____ ENTRIES SUPPLIED
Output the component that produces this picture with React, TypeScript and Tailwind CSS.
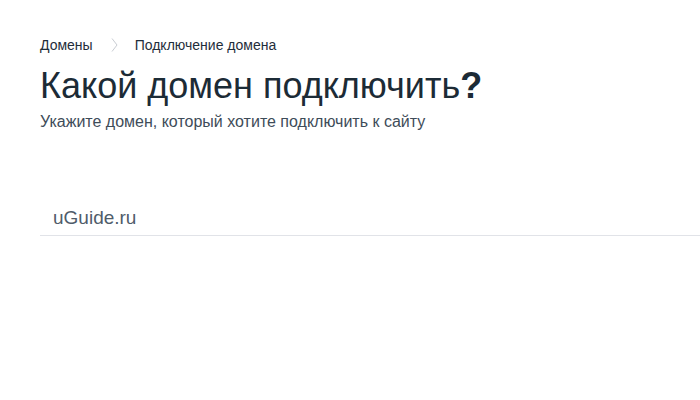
________
____ ENTRIES SUPPLIED
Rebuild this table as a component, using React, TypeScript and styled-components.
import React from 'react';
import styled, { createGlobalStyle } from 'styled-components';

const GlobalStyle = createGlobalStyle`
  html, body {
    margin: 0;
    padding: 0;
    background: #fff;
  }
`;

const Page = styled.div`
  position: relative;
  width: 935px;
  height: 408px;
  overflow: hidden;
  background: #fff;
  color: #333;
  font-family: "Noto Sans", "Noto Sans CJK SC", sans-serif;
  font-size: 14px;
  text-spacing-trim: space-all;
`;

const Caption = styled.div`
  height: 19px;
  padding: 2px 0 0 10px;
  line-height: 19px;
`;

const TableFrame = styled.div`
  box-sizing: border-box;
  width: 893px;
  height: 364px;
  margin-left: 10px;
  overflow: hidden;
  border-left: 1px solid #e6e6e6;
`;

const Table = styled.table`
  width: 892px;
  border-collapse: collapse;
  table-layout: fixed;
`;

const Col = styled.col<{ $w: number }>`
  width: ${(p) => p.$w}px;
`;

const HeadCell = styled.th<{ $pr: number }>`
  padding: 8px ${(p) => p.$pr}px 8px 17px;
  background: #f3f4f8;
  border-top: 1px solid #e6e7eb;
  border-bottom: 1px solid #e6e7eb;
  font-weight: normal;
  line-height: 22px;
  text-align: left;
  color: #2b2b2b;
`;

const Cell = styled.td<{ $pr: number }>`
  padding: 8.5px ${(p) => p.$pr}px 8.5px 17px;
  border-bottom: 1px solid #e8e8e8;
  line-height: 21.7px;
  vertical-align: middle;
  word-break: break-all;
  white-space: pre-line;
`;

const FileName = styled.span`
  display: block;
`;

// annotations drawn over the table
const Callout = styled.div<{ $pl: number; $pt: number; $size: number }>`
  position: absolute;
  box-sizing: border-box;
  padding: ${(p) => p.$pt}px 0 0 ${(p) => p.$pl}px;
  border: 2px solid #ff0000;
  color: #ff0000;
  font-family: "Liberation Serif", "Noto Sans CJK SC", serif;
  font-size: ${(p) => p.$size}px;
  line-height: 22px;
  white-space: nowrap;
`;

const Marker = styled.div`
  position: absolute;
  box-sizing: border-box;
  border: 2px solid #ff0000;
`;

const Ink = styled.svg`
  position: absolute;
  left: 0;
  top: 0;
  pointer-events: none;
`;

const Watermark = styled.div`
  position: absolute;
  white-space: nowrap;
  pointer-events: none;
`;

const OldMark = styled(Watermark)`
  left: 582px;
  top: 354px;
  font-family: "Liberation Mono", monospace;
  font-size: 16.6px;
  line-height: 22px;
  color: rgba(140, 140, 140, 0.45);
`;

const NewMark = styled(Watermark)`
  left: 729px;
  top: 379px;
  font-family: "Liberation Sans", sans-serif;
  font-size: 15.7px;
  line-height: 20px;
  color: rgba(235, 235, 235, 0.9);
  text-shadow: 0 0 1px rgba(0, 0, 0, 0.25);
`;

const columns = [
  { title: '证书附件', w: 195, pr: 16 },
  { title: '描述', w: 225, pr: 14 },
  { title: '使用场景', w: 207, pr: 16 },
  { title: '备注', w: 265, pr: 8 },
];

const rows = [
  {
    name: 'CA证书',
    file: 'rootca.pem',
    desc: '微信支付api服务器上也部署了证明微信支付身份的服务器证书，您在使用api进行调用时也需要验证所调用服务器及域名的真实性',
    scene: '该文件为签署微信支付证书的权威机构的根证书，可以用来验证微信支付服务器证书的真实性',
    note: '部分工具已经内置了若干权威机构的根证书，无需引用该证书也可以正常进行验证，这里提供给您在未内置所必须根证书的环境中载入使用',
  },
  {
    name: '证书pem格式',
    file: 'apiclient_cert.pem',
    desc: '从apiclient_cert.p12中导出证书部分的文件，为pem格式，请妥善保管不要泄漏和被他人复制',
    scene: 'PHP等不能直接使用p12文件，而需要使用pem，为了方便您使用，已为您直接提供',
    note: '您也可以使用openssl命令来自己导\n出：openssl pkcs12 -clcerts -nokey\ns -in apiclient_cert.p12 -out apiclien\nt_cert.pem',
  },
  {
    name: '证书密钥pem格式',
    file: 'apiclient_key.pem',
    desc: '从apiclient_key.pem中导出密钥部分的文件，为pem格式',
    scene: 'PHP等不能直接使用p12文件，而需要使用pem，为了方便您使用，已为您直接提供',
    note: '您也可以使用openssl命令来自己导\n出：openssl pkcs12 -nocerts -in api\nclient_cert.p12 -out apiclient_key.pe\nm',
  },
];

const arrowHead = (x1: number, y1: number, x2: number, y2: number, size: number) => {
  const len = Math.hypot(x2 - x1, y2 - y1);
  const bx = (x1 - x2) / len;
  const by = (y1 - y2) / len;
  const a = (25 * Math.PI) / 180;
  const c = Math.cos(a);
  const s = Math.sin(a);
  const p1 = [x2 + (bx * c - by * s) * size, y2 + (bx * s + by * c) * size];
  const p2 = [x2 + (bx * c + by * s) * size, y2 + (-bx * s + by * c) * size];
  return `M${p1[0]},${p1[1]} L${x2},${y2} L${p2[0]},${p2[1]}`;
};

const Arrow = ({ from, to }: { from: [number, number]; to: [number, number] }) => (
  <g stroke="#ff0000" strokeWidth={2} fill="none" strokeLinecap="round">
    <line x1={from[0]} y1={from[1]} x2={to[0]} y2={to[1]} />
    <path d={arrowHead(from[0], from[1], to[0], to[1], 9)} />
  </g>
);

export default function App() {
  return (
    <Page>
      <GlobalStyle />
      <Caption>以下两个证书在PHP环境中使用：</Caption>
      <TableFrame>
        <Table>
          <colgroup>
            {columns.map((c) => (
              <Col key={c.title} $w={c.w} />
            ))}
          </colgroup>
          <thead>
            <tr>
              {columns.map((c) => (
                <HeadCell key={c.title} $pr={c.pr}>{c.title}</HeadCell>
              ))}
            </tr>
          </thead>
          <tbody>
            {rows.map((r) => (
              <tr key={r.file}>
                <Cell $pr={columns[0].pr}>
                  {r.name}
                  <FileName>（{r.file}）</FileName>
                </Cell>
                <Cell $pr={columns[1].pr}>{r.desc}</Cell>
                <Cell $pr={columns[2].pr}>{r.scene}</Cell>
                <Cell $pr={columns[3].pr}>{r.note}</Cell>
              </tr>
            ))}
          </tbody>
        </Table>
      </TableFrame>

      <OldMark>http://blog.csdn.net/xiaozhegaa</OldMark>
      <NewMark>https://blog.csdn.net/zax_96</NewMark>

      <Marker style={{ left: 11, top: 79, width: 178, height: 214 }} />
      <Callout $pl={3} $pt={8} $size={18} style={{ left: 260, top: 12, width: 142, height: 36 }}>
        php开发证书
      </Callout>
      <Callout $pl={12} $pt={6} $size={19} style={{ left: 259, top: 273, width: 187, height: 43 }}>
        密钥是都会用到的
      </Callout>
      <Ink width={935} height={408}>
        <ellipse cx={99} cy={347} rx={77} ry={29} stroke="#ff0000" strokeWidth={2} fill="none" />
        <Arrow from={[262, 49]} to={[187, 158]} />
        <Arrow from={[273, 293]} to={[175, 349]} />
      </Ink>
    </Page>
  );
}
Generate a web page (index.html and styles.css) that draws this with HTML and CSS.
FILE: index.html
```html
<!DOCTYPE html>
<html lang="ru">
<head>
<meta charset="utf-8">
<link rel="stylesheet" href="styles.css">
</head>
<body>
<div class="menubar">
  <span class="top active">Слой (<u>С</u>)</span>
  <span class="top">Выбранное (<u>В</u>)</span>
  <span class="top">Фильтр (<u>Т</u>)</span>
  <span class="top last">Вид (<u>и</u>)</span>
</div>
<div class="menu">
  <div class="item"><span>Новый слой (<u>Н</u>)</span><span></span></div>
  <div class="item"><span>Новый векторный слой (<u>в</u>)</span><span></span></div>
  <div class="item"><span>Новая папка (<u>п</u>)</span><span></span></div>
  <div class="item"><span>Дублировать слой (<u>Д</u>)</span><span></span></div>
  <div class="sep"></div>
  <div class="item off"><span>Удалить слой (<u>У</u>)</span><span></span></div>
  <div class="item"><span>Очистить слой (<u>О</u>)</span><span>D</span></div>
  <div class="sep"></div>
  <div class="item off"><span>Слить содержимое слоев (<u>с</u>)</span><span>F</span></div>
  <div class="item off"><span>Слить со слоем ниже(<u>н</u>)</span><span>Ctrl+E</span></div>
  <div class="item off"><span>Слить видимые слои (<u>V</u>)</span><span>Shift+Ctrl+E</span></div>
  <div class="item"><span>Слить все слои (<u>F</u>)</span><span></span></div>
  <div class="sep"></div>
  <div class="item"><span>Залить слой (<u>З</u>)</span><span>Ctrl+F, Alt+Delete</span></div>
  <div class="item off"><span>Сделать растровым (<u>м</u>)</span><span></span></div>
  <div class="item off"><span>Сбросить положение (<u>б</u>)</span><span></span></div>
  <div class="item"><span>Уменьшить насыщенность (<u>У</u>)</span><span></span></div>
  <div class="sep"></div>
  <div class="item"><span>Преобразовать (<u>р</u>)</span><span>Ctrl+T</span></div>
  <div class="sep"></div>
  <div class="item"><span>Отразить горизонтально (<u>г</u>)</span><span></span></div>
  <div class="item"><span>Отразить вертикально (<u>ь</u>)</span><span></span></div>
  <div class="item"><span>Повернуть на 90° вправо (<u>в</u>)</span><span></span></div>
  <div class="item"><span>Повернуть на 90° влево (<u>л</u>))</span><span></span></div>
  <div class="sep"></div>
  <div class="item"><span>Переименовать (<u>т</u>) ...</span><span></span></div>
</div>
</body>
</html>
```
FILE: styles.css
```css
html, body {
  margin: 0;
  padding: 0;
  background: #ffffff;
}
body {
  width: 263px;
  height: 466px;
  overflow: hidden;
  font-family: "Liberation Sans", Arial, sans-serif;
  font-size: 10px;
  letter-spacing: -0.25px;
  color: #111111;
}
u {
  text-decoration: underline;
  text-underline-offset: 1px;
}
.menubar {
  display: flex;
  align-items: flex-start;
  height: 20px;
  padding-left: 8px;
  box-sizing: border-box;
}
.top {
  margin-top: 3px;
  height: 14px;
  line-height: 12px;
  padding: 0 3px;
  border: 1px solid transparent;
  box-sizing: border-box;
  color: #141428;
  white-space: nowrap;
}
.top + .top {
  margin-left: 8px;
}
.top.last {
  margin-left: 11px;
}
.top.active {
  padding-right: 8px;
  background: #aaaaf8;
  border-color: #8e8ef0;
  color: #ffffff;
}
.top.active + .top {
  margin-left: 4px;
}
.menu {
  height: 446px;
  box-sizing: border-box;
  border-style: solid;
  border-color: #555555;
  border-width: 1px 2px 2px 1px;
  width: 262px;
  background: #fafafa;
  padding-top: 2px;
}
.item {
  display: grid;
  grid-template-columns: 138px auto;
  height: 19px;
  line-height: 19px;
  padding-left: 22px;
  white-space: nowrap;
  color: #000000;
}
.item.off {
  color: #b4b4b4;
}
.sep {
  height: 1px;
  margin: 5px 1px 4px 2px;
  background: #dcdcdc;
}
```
________
____ ENTRIES SUPPLIED
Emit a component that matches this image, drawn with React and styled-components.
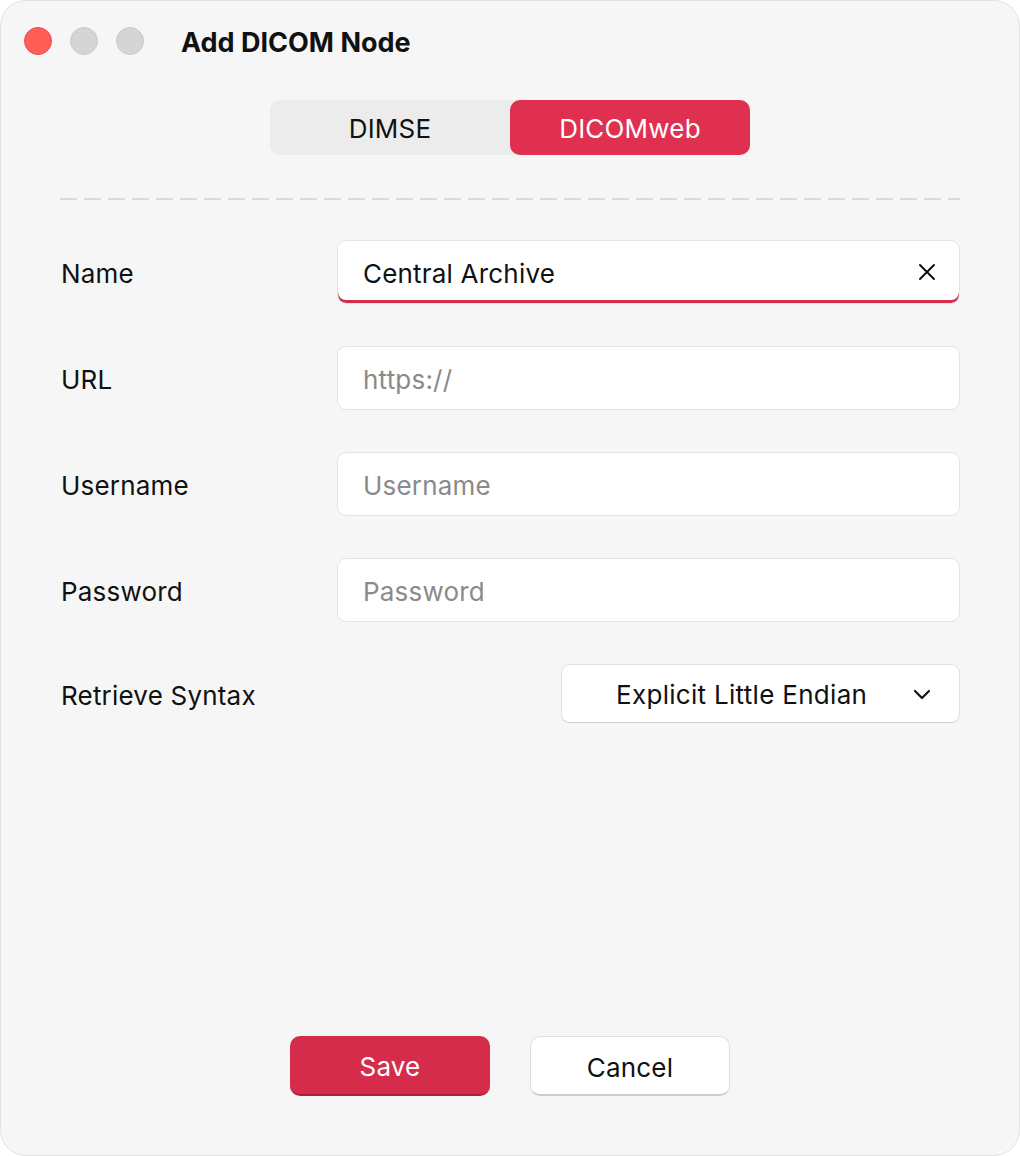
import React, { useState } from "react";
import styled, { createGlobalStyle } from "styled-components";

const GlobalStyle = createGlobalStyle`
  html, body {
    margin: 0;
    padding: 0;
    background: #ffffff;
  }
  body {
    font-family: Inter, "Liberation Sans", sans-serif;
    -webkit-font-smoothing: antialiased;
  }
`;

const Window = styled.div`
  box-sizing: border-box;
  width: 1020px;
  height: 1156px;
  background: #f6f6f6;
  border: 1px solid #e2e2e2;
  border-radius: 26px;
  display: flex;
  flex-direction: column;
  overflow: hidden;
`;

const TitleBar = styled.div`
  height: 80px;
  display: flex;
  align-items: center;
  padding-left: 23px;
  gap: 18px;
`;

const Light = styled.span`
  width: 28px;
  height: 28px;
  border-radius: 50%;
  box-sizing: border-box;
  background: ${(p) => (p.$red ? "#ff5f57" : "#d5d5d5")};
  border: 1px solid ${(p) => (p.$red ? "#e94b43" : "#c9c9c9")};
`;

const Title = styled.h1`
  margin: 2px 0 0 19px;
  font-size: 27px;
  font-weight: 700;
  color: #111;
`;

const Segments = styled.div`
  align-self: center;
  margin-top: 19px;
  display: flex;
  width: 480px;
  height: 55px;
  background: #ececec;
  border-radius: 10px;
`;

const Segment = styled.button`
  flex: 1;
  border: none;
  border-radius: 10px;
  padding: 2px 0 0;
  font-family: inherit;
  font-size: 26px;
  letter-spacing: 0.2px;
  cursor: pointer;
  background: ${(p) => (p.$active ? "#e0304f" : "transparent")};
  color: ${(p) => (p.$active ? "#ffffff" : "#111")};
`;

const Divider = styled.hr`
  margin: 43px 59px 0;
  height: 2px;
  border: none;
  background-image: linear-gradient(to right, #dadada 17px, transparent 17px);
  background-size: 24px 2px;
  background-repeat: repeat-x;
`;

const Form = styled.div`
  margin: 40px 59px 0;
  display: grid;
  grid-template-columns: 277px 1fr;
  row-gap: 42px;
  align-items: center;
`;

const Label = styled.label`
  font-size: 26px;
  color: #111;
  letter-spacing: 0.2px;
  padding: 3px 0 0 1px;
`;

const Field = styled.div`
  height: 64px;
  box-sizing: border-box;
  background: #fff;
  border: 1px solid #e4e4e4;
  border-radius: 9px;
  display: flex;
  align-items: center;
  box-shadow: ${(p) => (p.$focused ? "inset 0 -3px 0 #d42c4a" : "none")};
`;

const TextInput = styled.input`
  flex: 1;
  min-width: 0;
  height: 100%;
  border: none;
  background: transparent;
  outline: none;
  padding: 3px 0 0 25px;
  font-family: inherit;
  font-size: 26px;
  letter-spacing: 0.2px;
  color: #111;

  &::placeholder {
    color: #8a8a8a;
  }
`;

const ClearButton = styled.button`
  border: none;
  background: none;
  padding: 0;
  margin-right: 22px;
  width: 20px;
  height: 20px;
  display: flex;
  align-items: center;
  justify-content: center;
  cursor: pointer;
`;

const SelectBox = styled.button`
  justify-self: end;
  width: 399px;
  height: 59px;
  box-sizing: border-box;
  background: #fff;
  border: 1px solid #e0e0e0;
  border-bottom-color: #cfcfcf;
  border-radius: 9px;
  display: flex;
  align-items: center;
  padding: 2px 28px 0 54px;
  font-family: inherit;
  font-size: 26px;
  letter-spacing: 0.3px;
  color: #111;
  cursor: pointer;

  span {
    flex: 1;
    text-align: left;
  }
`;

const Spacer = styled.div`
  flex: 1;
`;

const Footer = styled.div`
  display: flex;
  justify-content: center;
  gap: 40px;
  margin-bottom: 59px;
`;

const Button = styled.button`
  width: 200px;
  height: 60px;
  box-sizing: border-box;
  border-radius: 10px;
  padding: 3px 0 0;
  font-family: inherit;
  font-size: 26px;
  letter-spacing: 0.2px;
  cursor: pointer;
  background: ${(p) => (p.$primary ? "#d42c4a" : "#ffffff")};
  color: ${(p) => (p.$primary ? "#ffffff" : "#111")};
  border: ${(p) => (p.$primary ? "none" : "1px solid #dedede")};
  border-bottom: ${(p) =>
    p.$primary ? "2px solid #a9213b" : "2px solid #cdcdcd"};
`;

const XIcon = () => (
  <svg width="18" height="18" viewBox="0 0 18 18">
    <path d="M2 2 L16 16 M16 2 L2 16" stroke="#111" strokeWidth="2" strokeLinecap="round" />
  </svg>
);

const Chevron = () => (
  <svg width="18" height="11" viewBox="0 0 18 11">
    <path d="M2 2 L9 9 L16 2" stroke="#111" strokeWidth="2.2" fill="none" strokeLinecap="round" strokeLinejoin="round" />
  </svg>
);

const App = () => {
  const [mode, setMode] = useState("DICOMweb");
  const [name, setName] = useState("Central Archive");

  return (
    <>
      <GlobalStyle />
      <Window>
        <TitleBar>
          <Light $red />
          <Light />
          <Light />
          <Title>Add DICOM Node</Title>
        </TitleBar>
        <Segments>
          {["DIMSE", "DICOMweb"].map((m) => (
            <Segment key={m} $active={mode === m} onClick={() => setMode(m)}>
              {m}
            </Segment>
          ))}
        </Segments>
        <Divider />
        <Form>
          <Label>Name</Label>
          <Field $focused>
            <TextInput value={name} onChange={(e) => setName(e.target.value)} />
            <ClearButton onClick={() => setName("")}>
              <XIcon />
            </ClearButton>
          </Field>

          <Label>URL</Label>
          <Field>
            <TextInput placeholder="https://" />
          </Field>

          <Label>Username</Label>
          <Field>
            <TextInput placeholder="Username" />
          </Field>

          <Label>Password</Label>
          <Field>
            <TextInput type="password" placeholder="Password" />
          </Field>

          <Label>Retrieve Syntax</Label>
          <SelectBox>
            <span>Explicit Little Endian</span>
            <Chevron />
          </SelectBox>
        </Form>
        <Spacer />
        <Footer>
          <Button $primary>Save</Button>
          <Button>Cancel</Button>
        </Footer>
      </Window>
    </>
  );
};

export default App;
________
**SHORT TASK**
Tally the lines in this data that hold the word "styles" and state only the count.

**SOLUTION**
3